At 10:18 PM 3/8/99 +0000, Wandered Inn wrote:
 
>> What's "slimy" here is, in fact, to take my posting utterly out
>> of context. What I was discussing, in fact, was the advocacy
>> strategies already being used by promoters of Linux and their
>> applicability to other OSes.
>
>Please back this up.

I could repost the message that Jamie already posted, so I hope
you won't mind if I just refer you to it. You must have seen it,
because you responded.

The interesting thing is that successful product advocacy efforts
in the software industry are so similar. All have a "lunatic
fringe" that the remaining advocates sometimes have to apologize
for. All have people out there doing press releases to facilitate
the press's job of writing about the product (and making sure that
positive input is heard). 

>The point is, I don't care if it's BSD, Linux or Microsoft.  Getting
>into discussions with people and intentionally pissing them off is bull
>shit.  There are better ways to do what you want to do.

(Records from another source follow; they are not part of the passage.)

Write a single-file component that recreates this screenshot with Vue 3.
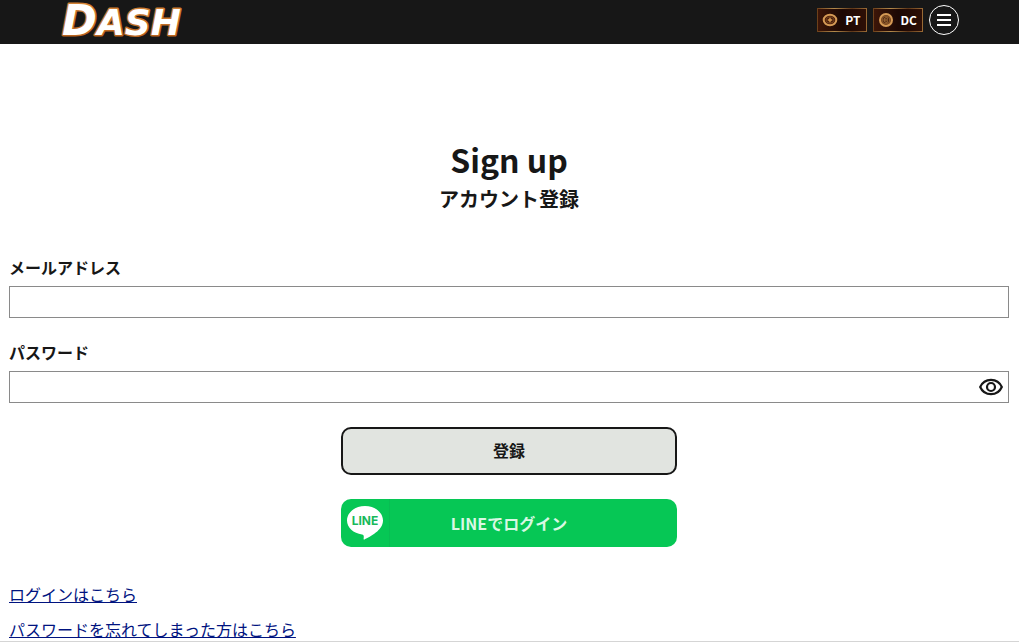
<script setup>
import { ref } from 'vue'

const email = ref('')
const password = ref('')
const visible = ref(false)
const balances = [
  { label: 'PT', glyph: 'star' },
  { label: 'DC', glyph: 'coin' },
]
</script>

<template>
  <div class="page">
    <header class="bar">
      <a class="logo" href="#" aria-label="Dash">
        <svg width="136" height="40" viewBox="0 0 136 40">
          <defs>
            <linearGradient id="edge" x1="0" y1="0" x2="0" y2="1">
              <stop offset="0" stop-color="#d88a3c" />
              <stop offset="1" stop-color="#b35c18" />
            </linearGradient>
          </defs>
          <text class="word" x="4" y="35"><tspan class="cap">D</tspan><tspan class="rest">ASH</tspan></text>
        </svg>
      </a>
      <nav class="tools">
        <a v-for="b in balances" :key="b.label" class="chip" href="#">
          <svg width="16" height="16" viewBox="0 0 16 16" aria-hidden="true">
            <template v-if="b.glyph === 'star'">
              <ellipse cx="8" cy="8" rx="6.3" ry="5.3" fill="#4a1e0c" stroke="#d59a55" stroke-width="2" />
              <ellipse cx="8" cy="8" rx="4" ry="3.2" fill="none" stroke="#75401c" />
              <path d="M8 5.800v4.400M5.800 8h4.400" stroke="#d89b50" stroke-width="1.4" />
            </template>
            <template v-else>
              <circle cx="8" cy="8" r="6" fill="#74431f" stroke="#d59a55" stroke-width="2" />
              <circle cx="8" cy="8" r="3.8" fill="#482411" stroke="#8f5a2a" />
              <path d="M10 6.300C8.500 5 6 6 6 8s2.500 3 4 1.700M7 8h3" fill="none" stroke="#b77b3c" stroke-width="1" />
            </template>
          </svg>
          <span>{{ b.label }}</span>
        </a>
        <button class="menu" type="button" aria-label="メニュー">
          <svg width="14" height="12" viewBox="0 0 14 12" aria-hidden="true">
            <path d="M0 1h14M0 6h14M0 11h14" stroke="#fff" stroke-width="2" />
          </svg>
        </button>
      </nav>
    </header>

    <main class="content">
      <h1 class="title">Sign up</h1>
      <p class="subtitle">アカウント登録</p>

      <form class="form" @submit.prevent>
        <div class="fields">
          <div class="field">
            <label for="email">メールアドレス</label>
            <div class="box"><input id="email" v-model="email" type="email" /></div>
          </div>
          <div class="field">
            <label for="password">パスワード</label>
            <div class="box">
              <input id="password" v-model="password" :type="visible ? 'text' : 'password'" />
              <button class="eye" type="button" aria-label="パスワードを表示" @click="visible = !visible">
                <svg width="24" height="18" viewBox="0 0 24 18" aria-hidden="true">
                  <path d="M1.200 9C3.200 4.400 7.200 1.800 12 1.800S20.800 4.400 22.800 9C20.800 13.600 16.800 16.200 12 16.200S3.200 13.600 1.200 9Z" fill="none" stroke="#171717" stroke-width="2.200" />
                  <circle cx="12" cy="9" r="4" fill="none" stroke="#171717" stroke-width="2.200" />
                </svg>
              </button>
            </div>
          </div>
        </div>
        <button class="action submit" type="submit">登録</button>
        <button class="action line" type="button">
          <span class="mark">
            <svg width="38" height="36" viewBox="0 0 38 36" aria-hidden="true">
              <path d="M19 1C9 1 1 7.500 1 15.500c0 7 6.500 12.800 15 14 1.800.3 2 1.200 1.600 4.200-.1.800.3 1.100 1 .7C24 31.500 37 25.500 37 15.500 37 7.500 29 1 19 1Z" fill="#fff" />
              <text class="brand" x="19" y="20" text-anchor="middle">LINE</text>
            </svg>
          </span>
          <span class="caption">LINEでログイン</span>
        </button>
      </form>

      <ul class="links">
        <li><a href="#">ログインはこちら</a></li>
        <li><a href="#">パスワードを忘れてしまった方はこちら</a></li>
      </ul>
    </main>
    <footer class="foot"></footer>
  </div>
</template>

<style>
body {
  margin: 0;
  background: #fff;
}
</style>

<style scoped>
.page {
  color: #171717;
  font-family: "Noto Sans CJK JP", sans-serif;
  font-size: 16px;
  line-height: 24px;
}
.bar {
  box-sizing: border-box;
  display: flex;
  align-items: center;
  justify-content: space-between;
  height: 44px;
  padding: 0 60px 4px 58px;
  background: #171717;
}
.logo svg {
  display: block;
  overflow: visible;
}
.word {
  font-family: "DejaVu Sans", sans-serif;
  font-weight: 700;
  font-style: italic;
  fill: #fff;
  stroke: url(#edge);
  stroke-width: 3px;
  paint-order: stroke;
  stroke-linejoin: round;
}
.cap {
  font-size: 42px;
}
.rest {
  font-size: 36px;
}
.tools {
  display: flex;
  align-items: center;
  gap: 6px;
}
.chip {
  box-sizing: border-box;
  display: flex;
  align-items: center;
  gap: 7px;
  height: 24px;
  padding: 0 5px 0 4px;
  border: 1px solid #6d4520;
  border-image: linear-gradient(90deg, #6b3e19, #b28a4c 35%, #5d3618 70%, #9a6b35) 1;
  background: linear-gradient(90deg, #3d1608, #1c0804 50%, #2d0f06);
  color: #fff;
  font-size: 12px;
  font-weight: 700;
  text-decoration: none;
}
.menu {
  display: grid;
  place-items: center;
  width: 30px;
  height: 30px;
  padding: 0;
  border: 1px solid #fff;
  border-radius: 50%;
  background: none;
}
.content {
  padding: 92px 10px 0 9px;
}
.title {
  margin: 0 0 2px;
  font-size: 32px;
  line-height: 46px;
  font-weight: 700;
  text-align: center;
}
.subtitle {
  margin: 0;
  font-size: 20px;
  line-height: 30px;
  font-weight: 700;
  text-align: center;
}
.form {
  display: flex;
  flex-direction: column;
  align-items: center;
  gap: 24px;
  padding-top: 41px;
}
.fields {
  display: flex;
  flex-direction: column;
  gap: 22px;
  width: 100%;
}
.field {
  display: flex;
  flex-direction: column;
  gap: 7px;
}
.field label {
  align-self: flex-start;
  font-weight: 700;
}
.box {
  box-sizing: border-box;
  display: flex;
  align-items: center;
  height: 32px;
  border: 1px solid #8a8a8a;
}
.box input {
  flex: 1;
  min-width: 0;
  height: 100%;
  box-sizing: border-box;
  padding: 0 8px;
  border: 0;
  outline: 0;
  background: none;
  font: inherit;
}
.eye {
  display: flex;
  padding: 0 5px;
  border: 0;
  background: none;
}
.action {
  box-sizing: border-box;
  width: 336px;
  max-width: 100%;
  height: 48px;
  border-radius: 10px;
  padding: 0;
  font: inherit;
  font-weight: 700;
}
.submit {
  padding-bottom: 2px;
  border: 2px solid #171717;
  background: #e1e4e0;
  color: #171717;
}
.line {
  display: flex;
  align-items: center;
  border: 0;
  overflow: hidden;
  background: #06c755;
  color: #d9f8e4;
}
.mark {
  box-sizing: border-box;
  display: flex;
  align-items: center;
  height: 100%;
  width: 49px;
  padding-left: 5px;
  border-right: 1px solid #08bd53;
}
.brand {
  font-family: Inter, sans-serif;
  font-size: 12px;
  font-weight: 700;
  fill: #18b95b;
}
.caption {
  flex: 1;
  padding-right: 49px;
  font-size: 16px;
  font-weight: 700;
}
.links {
  display: flex;
  flex-direction: column;
  gap: 11px;
  margin: 0;
  padding: 35px 0 0;
  list-style: none;
}
.links a {
  color: #00137f;
}
.foot {
  border-top: 1px solid #d5d5d5;
}
</style>
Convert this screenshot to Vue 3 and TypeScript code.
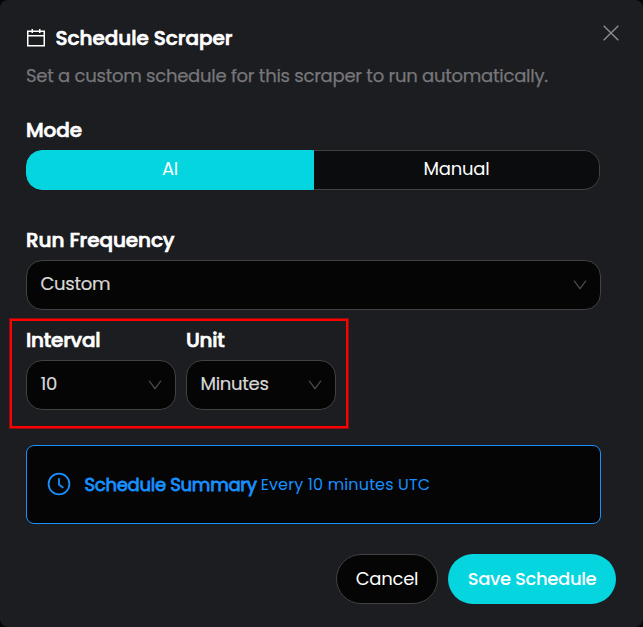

I'm not "intentionally pissing them off;" all of my postings are
carefully written and well reasoned. You haven't seen me fly off
the handle, and you won't. I can't help it if someone else suddenly
engages in ad hominem attacks.

>Worse yet, doing it, under the facade you've suggested is underhanded,
>devious and unprofessional.

There's no facade here. As I mentioned in a recent message to Jamie
Love, I advocate full disclosure and would NEVER advocate that anyone
say anything that is untrue. I'm even patently disclosing what I
believe are the elements of an effective strategy for OS advocacy
on a public mailing list.

>I recently added a 10 gig drive to my system in order to take a look at
>some of the other OS's on out there.  Thanks you BSD has just fallen off
>my list.

It'd be a shame if you wrote off every product I recommended (and, I
dare say, you'd probably hurt yourself a lot by doing so). I also
recommend BeOS, so I hope that you will still try it now that I've said 
so!

Also, please note that there is no product called "BSD." There are several
commercial and freely distributed operating systems based on BSD Lite 4.4,
a version of UNIX developed at UC Berkeley. To write off everything
derived from that would mean avoiding Solaris, Linux, BeOS, and NeXTStep,
all of which borrow from that work or its derivatives. Not to 
mention NetBSD, OpenBSD, and BSD/OS by BSD, Inc.

>The leopard has surely shown his spots...

I've never hidden any of them. Your message above, however, shows your
willingness to condemn, and I think that's a shame.